On 06/24/2016 11:00 AM, David Laight wrote:
From: Shreyas B. Prabhu
Sent: 24 June 2016 09:24
Snooze is a poll idle state in powernv and pseries platforms. Snooze
has a timeout so that if a cpu stays in snooze for more than target
residency of the next available idle state, then it would exit thereby
giving chance to the cpuidle governor to re-evaluate and
promote the cpu to a deeper idle state. Therefore whenever snooze exits
due to this timeout, its last_residency will be target_residency of next
deeper state.
commit e93e59ce5b85 ("cpuidle: Replace ktime_get() with local_clock()")
changed the math around last_residency calculation. Specifically, while
converting last_residency value from nanoseconds to microseconds it does
right shift by 10. Due to this, in snooze timeout exit scenarios
last_residency calculated is roughly 2.3% less than target_residency of
next available state. This pattern is picked up get_typical_interval()

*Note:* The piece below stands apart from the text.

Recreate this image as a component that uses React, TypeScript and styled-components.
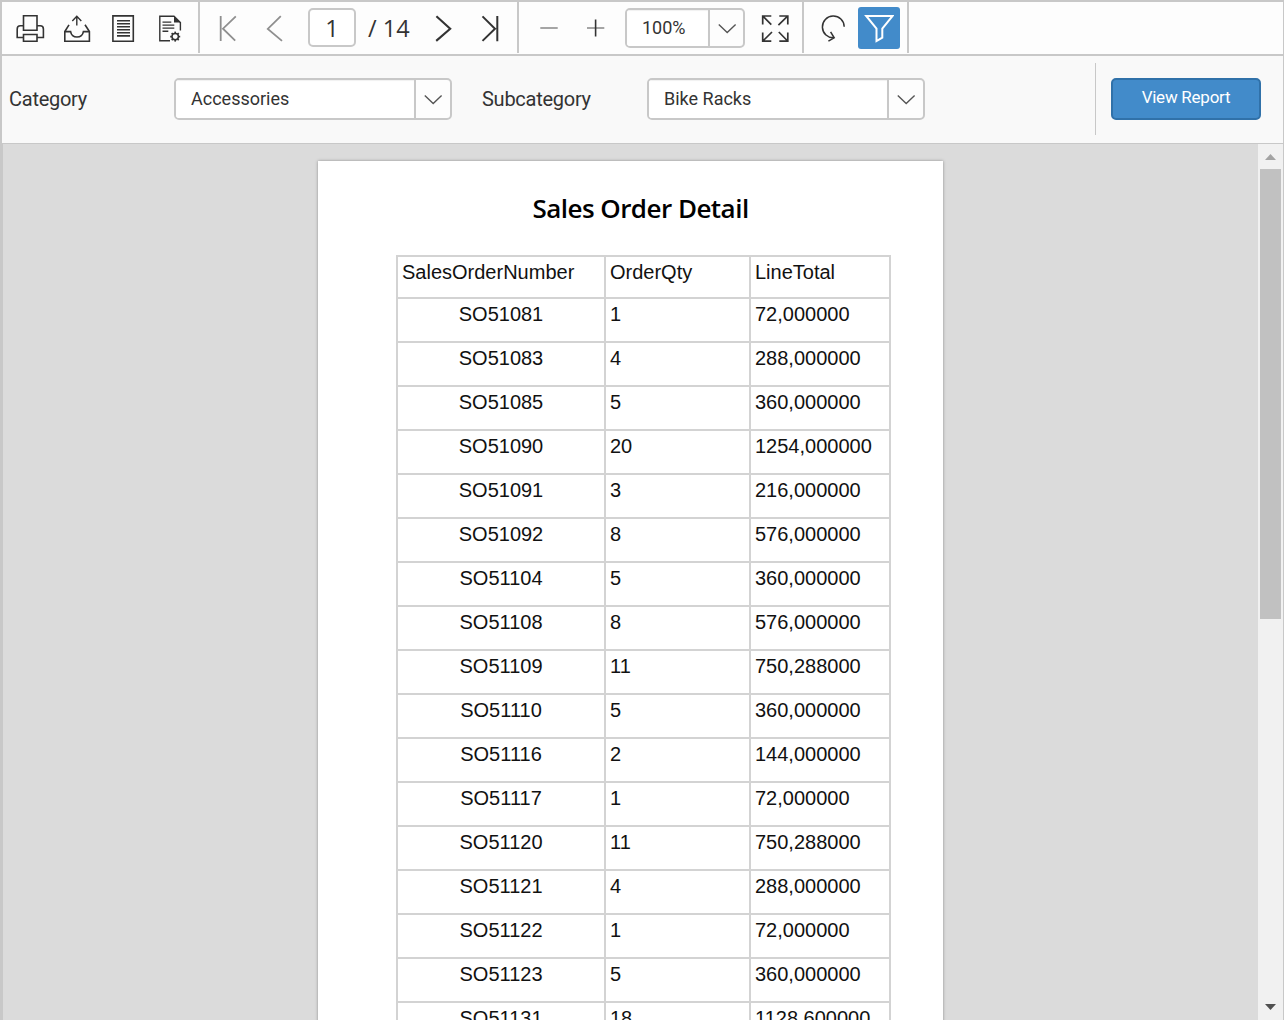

in the menu governor and therefore expected_interval in menu_select() is
frequently less than the target_residency of any state but snooze.
Due to this we are entering snooze at a higher rate, thereby affecting
the single thread performance.
Fix this by replacing right shift by 10 with /1000 while calculating
last_residency.
Reported-by: Anton Blanchard <an...@samba.org>
Bisected-by: Shilpasri G Bhat <shilpa.b...@linux.vnet.ibm.com>
Signed-off-by: Shreyas B. Prabhu <shre...@linux.vnet.ibm.com>
---
Changes in v2
=============
- Fixing it in the cpuidle core code instead of driver code.

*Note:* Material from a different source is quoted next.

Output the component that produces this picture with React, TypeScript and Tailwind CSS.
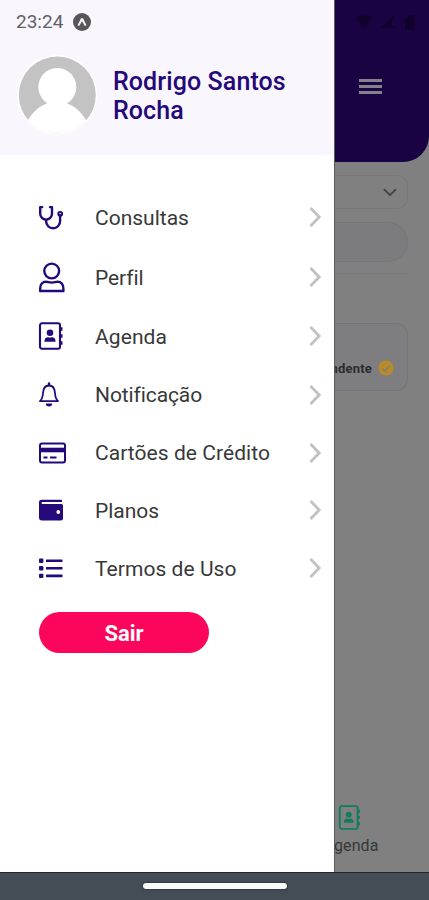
import React from 'react';

interface MenuItem {
    label: string;
    icon: React.ReactNode;
    rowClass: string;
    labelClass: string;
}

const StethoscopeIcon = () => (
    <svg width="27" height="27" viewBox="0 0 27 27" fill="none" stroke="currentColor" strokeWidth="2.4" strokeLinecap="round">
        <path d="M4.2 3.1H2.2v6.7a5.9 5.9 0 0 0 11.8 0V3.1h-2" strokeLinejoin="round" />
        <path d="M8.1 15.9v1.4a7 7 0 0 0 14 0v-6" />
        <circle cx="22.2" cy="9.8" r="1.9" strokeWidth="2" />
    </svg>
);

const UserIcon = () => (
    <svg width="28" height="31" viewBox="0 0 28 31" fill="none" stroke="currentColor" strokeWidth="2.4">
        <circle cx="13.7" cy="9" r="7.400" />
        <path d="M2.200 29v-2.500c0-4 2.300-6.700 5.800-6.700 2 0 3 .8 5.800.8s3.800-.8 5.800-.8c3.500 0 5.800 2.700 5.800 6.700V29z" strokeLinejoin="round" />
    </svg>
);

const AddressBookIcon = ({ size, className }: { size: number; className?: string }) => (
    <svg width={size} height={size} viewBox="0 0 28 28" fill="none" stroke="currentColor" strokeWidth="2.100" className={className}>
        <rect x="2" y="1.300" width="20" height="25.400" rx="2" />
        <path d="M22.500 7h2M22.500 14h2M22.500 21h2" strokeWidth="3.600" />
        <circle cx="12" cy="10.800" r="3.300" fill="currentColor" stroke="none" />
        <path d="M6.500 19.800v-1c0-2 1.400-3.600 3.300-3.600.8 0 1.200.4 2.200.4s1.400-.4 2.200-.4c1.900 0 3.300 1.600 3.300 3.600v1z" fill="currentColor" stroke="none" />
    </svg>
);

const BellIcon = () => (
    <svg width="22" height="25" viewBox="0 0 22 25" fill="none" stroke="currentColor" strokeWidth="1.800">
        <path d="M2 19.200c2-1.800 2.700-3.500 3-8.200.3-4.800 2.300-7.500 6-7.500s5.700 2.700 6 7.500c.3 4.700 1 6.400 3 8.200z" strokeLinejoin="round" />
        <path d="M11 3V1.500" strokeWidth="2.400" strokeLinecap="round" />
        <path d="M7.800 21.600h6.400a3.200 3 0 0 1-6.400 0z" fill="currentColor" stroke="none" />
    </svg>
);

const CardIcon = () => (
    <svg width="29" height="22" viewBox="0 0 29 22" fill="none" stroke="currentColor" strokeWidth="2">
        <rect x="2" y="1.500" width="25" height="19" rx="2" />
        <path d="M2 8h25" strokeWidth="4.600" />
        <path d="M5.500 15.500h4M12 15.500h6.500" />
    </svg>
);

const WalletIcon = () => (
    <svg width="26" height="22" viewBox="0 0 26 22">
        <path
            d="M3.500.8H23a1 1 0 0 1 1 1V3H4.500a1 1 0 0 0 0 2H23.500a1.500 1.500 0 0 1 1.500 1.500v13a2 2 0 0 1-2 2H4a3 3 0 0 1-3-3V3.300A2.500 2.500 0 0 1 3.500.8z"
            fill="currentColor"
        />
        <circle cx="20.300" cy="13" r="1.900" fill="#fff" />
    </svg>
);

const ListIcon = () => (
    <svg width="25" height="21" viewBox="0 0 25 21" fill="currentColor">
        {[0.5, 8.1, 15.7].map((y) => (
            <g key={y}>
                <rect x="1" y={y} width="4.400" height="4.400" rx="1" />
                <rect x="8" y={y + 0.9} width="16.500" height="2.600" rx="0.6" />
            </g>
        ))}
    </svg>
);

const Chevron = () => (
    <svg width="14" height="22" viewBox="0 0 14 22" fill="none" stroke="#c2c2c2" strokeWidth="2.900">
        <path d="M1.500 2l8.700 9-8.700 9" />
    </svg>
);

const menuItems: MenuItem[] = [
    { label: 'Consultas', icon: <StethoscopeIcon />, rowClass: 'h-[60px]', labelClass: 'tracking-[0px]' },
    { label: 'Perfil', icon: <UserIcon />, rowClass: 'h-[60px]', labelClass: '-tracking-[0.1px]' },
    { label: 'Agenda', icon: <AddressBookIcon size={28} />, rowClass: 'h-[58px]', labelClass: 'tracking-[0.1px]' },
    { label: 'Notificação', icon: <BellIcon />, rowClass: 'h-[59px]', labelClass: '-tracking-[0.1px]' },
    { label: 'Cartões de Crédito', icon: <CardIcon />, rowClass: 'h-[57px]', labelClass: 'tracking-[0.05px]' },
    { label: 'Planos', icon: <WalletIcon />, rowClass: 'h-[58px]', labelClass: 'tracking-[0px]' },
    { label: 'Termos de Uso', icon: <ListIcon />, rowClass: 'h-[58px]', labelClass: 'tracking-[0.05px]' },
];

const Avatar = () => (
    <svg width="80" height="82" viewBox="0 0 80 82" className="shrink-0">
        <defs>
            <clipPath id="avatar">
                <circle cx="40.300" cy="41" r="38.500" />
            </clipPath>
        </defs>
        <circle cx="40" cy="41" r="40" fill="#fff" />
        <g clipPath="url(#avatar)">
            <rect width="80" height="82" fill="#c3c3c3" />
            <circle cx="40.300" cy="33" r="19" fill="#fff" />
            <path d="M6 82C8 62 24 47.500 40 47.500S72 62 74 82z" fill="#fff" />
        </g>
        <path d="M11 66A38.500 38.500 0 0 0 69 66z" fill="#fff" />
    </svg>
);

const StatusBar = () => (
    <div className="flex h-[44px] items-center gap-[10px] pl-[16px] text-[19px] text-[#626066]">
        <span>23:24</span>
        <svg width="18" height="18" viewBox="0 0 18 18">
            <circle cx="9" cy="9" r="9" fill="#58565b" />
            <path d="M4.500 12.300L8 5.200h2l3.500 7.100-1.700.7L9 8.300 6.200 13z" fill="#f5f2f8" />
        </svg>
    </div>
);

const Drawer = () => (
    <aside className="flex w-[334px] shrink-0 flex-col bg-white">
        <header className="h-[155px] bg-[#f9f6fd]">
            <StatusBar />
            <div className="flex items-center gap-[16px] pt-[10px] pl-[17px]">
                <Avatar />
                <h1 className="w-[200px] pt-px text-[25px] leading-[29px] font-medium tracking-[0.1px] text-[#25087a]">
                    Rodrigo Santos Rocha
                </h1>
            </div>
        </header>

        <nav className="pt-[32px]">
            {menuItems.map((item) => (
                <a key={item.label} className={`flex items-center pr-[11px] pl-[38px] ${item.rowClass}`}>
                    <span className="flex w-[57px] shrink-0 text-[#25087a]">{item.icon}</span>
                    <span className={`flex-1 pt-[3px] text-[21px] whitespace-nowrap text-[#383838] ${item.labelClass}`}>
                        {item.label}
                    </span>
                    <Chevron />
                </a>
            ))}
        </nav>

        <button className="mt-[15px] ml-[39px] h-[41px] w-[170px] rounded-full bg-[#fb065c] pt-[3px] text-[22px] leading-none font-bold text-white">
            Sair
        </button>
    </aside>
);

const DimmedPage = () => (
    <main className="flex min-w-0 flex-1 flex-col overflow-hidden border-l border-[#5c5c5c] bg-[#808080]">
        <header className="h-[162px] shrink-0 rounded-br-[26px] bg-[#190343]">
            <div className="flex h-[44px] items-center justify-end gap-[9px] pr-[14px] text-[#10022c]">
                <svg width="16" height="14" viewBox="0 0 16 14" fill="currentColor">
                    <path d="M0 3.500C4.500-.5 11.500-.5 16 3.500L8 13z" />
                </svg>
                <svg width="15" height="14" viewBox="0 0 15 14" fill="currentColor">
                    <path d="M0 13L13 0v4h-2v9zM12 11h2v2h-2z" />
                </svg>
                <svg width="10" height="15" viewBox="0 0 10 15" fill="currentColor">
                    <path d="M4 0h5.500v15H0V4z" />
                </svg>
            </div>
            <div className="flex flex-col gap-[3px] pt-[35px] pl-[24px]">
                <span className="h-[3px] w-[23px] bg-[#84808c]" />
                <span className="h-[3px] w-[23px] bg-[#84808c]" />
                <span className="h-[3px] w-[23px] bg-[#84808c]" />
            </div>
        </header>

        <div className="pr-[21px]">
            <div className="mt-[13px] flex h-[34px] items-center justify-end rounded-r-[12px] border border-l-0 border-[#777777] pr-[10px]">
                <svg width="14" height="9" viewBox="0 0 14 9" fill="none" stroke="#454545" strokeWidth="1.900">
                    <path d="M1 1.200l6 6 6-6" />
                </svg>
            </div>
            <div className="mt-[13px] h-[40px] rounded-r-full border border-l-0 border-[#77777a] bg-[#7c7c7f]" />
            <div className="mt-[11px] h-px bg-[#7c7c7c]" />
            <div className="mt-[49px] flex h-[68px] items-end justify-end gap-[6px] rounded-r-[12px] border border-l-0 border-[#757577] bg-[#7e7e80] pr-[13px] pb-[14px]">
                <span className="text-[13px] leading-[15px] font-bold tracking-[0.2px] whitespace-nowrap text-[#2c2c2e]">ndente</span>
                <svg width="16" height="16" viewBox="0 0 16 16" className="shrink-0">
                    <circle cx="8" cy="8" r="7.600" fill="#b98a28" />
                    <path d="M4.200 8.200l2.700 2.700 5-5.300" fill="none" stroke="#8c8170" strokeWidth="1.800" />
                </svg>
            </div>
        </div>

        <div className="mt-auto flex flex-col items-start pb-[15px]">
            <AddressBookIcon size={25} className="ml-[3px] text-[#107c60]" />
            <span className="mt-[5px] -ml-px text-[16px] leading-[22px] tracking-[0.1px] text-[#383838]">genda</span>
        </div>
    </main>
);

export default function App() {
    return (
        <div className="flex h-[900px] w-[429px] flex-col overflow-hidden font-[Roboto,sans-serif]">
            <div className="flex min-h-0 flex-1">
                <Drawer />
                <DimmedPage />
            </div>
            <footer className="flex h-[28px] shrink-0 justify-center border-t border-[#20272d] bg-[#444d55] pt-[10px]">
                <div className="h-[6px] w-[144px] rounded-full bg-[#f8fafa] shadow-[0_0_1px_1px_#303940]" />
            </footer>
        </div>
    );
}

drivers/cpuidle/cpuidle.c | 6 +++---
1 file changed, 3 insertions(+), 3 deletions(-)
diff --git a/drivers/cpuidle/cpuidle.c b/drivers/cpuidle/cpuidle.c
index a4d0059..30d67a8 100644
--- a/drivers/cpuidle/cpuidle.c
+++ b/drivers/cpuidle/cpuidle.c
@@ -218,10 +218,10 @@ int cpuidle_enter_state(struct cpuidle_device *dev,
struct cpuidle_driver *drv,
local_irq_enable();
/*
- * local_clock() returns the time in nanosecond, let's shift
- * by 10 (divide by 1024) to have microsecond based time.
+ * local_clock() returns the time in nanosecond, let's
+ * divide by 1000 to have microsecond based time.
*/
- diff = (time_end - time_start) >> 10;
+ diff = (time_end - time_start) / 1000;
do_div ?
if (diff > INT_MAX)
diff = INT_MAX;
The intent of the >> 10 was probably to avoid an expensive 64bit divide.
So maybe something like:
diff = time_end - time_start;
if (diff >= INT_MAX/2)
diff_32 = INT_MAX/2/1000;
else
diff_32 = diff;
diff_32 += diff_32 >> 6;
diff_32 >>= 10;
}
Adding an extra 1/32 makes the division by be something slightly below 1000.